▸ Exercise brief: Go through the listing below and list every line with "components".

▸ Information shown:
▼▼▼

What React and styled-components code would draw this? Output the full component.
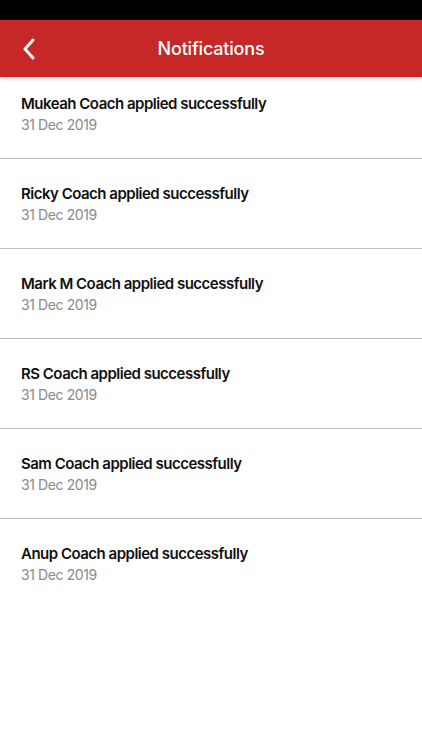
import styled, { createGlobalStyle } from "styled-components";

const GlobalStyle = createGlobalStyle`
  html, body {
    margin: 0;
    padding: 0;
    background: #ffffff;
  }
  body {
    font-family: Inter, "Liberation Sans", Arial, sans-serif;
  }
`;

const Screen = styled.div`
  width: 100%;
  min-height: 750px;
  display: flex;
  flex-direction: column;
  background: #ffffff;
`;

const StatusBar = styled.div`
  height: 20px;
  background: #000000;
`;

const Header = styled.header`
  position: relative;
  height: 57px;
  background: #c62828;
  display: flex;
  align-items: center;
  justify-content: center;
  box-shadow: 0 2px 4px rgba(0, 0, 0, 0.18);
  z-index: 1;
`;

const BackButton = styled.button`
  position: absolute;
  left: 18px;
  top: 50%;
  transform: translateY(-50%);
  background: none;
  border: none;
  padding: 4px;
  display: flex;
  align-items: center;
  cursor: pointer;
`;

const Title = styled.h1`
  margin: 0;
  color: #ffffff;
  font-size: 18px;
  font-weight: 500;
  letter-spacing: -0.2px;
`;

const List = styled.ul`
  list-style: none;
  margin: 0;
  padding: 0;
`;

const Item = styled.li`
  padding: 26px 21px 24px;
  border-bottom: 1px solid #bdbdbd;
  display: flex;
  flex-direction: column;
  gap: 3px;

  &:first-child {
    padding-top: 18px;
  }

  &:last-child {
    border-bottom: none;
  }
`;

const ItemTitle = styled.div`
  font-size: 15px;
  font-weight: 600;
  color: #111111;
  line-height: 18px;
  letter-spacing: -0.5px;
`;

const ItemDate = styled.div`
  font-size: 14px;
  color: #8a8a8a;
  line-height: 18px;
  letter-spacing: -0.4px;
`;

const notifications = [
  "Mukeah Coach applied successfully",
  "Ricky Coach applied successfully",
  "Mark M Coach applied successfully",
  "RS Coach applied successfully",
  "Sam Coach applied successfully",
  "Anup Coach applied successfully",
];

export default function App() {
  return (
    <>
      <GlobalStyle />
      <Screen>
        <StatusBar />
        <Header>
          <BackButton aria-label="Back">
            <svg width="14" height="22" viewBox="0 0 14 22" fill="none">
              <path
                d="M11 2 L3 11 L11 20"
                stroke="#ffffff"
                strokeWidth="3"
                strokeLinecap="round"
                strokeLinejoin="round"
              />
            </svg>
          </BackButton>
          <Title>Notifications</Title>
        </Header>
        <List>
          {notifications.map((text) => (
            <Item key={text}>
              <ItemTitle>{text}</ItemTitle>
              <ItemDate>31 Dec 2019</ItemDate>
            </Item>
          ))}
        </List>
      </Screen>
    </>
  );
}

▲▲▲

▸ Solution below:
What React and styled-components code would draw this? Output the full component.
import styled, { createGlobalStyle } from "styled-components";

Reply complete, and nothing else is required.